Mackenzie: I'm surprised you find the guy walking off the barge -- it being her barge which you liked -- as being a problem.
iW: I do like it being her barge and I do think the dad walking off is a problem. But I don't want to look at the film as naturalism or social realism. This is not Ken Loach.
Mackenzie: It was never intended to be.
iW: We get the idea from the way it's shot, all the visual cues, and because it's first person, that it's a writerly enterprise. You're not going to have picket lines in front of the theatre, don't worry. But questions will arise with some viewers. Cathy is definitely being trashed. First of all she's pushed into the canal. Whether it's accidental or...

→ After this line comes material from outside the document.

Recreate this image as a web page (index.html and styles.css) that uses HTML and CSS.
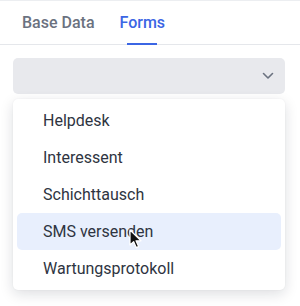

Mackenzie: She's not pushed. She falls.
iW: He accidentally knocks her into the canal, in the course of an... [argument]
Mackenzie: He doesn't touch her. She grabs hold of him and he turns round and she slips.
iW: Doesn't he feel responsible for the accident?
Mackenzie: Without question. From the beginning the whole film is inflected with that. He's operating in a grief-stricken mode, grief and guilt... In much the same way that Marlon Brando's character is in "Last Tango in Paris." And I think there's a connection between grief and sexuality... Probably a desire to reproduce. Death and sex. Carine Adler's "Under the Skin" was dealing with a similar thing.
iW: But that was about the loss of a mother. So you see excessive sex as a reaction to...
Mackenzie: Are we talking about excessive sex? A period of three months where a guy meets four different women?
iW: There's a lot of fucking in the film. What's good is some of it is woman-sensitive sex.
Mackenzie: Even though a female character is being abused.
iW: I said, one of them is.
Mackenzie: Sex is part of the story, no question about that. A lonely grief-stricken guilty character reaching out across the void trying to find some comfort.
iW: Wait -- he's a writer, isn't he?
Mackenzie: Which means?
iW: Which means that as a fiction writer you generate experiences that will nourish your psyche.
Mackenzie: One of the things that drew me to the novella was the poetic dry sensuality with which he regards the world around him. He was a writer with no inspiration and as soon as he threw the typewriter into the canal the real story started happening... By the end of the film he has a story.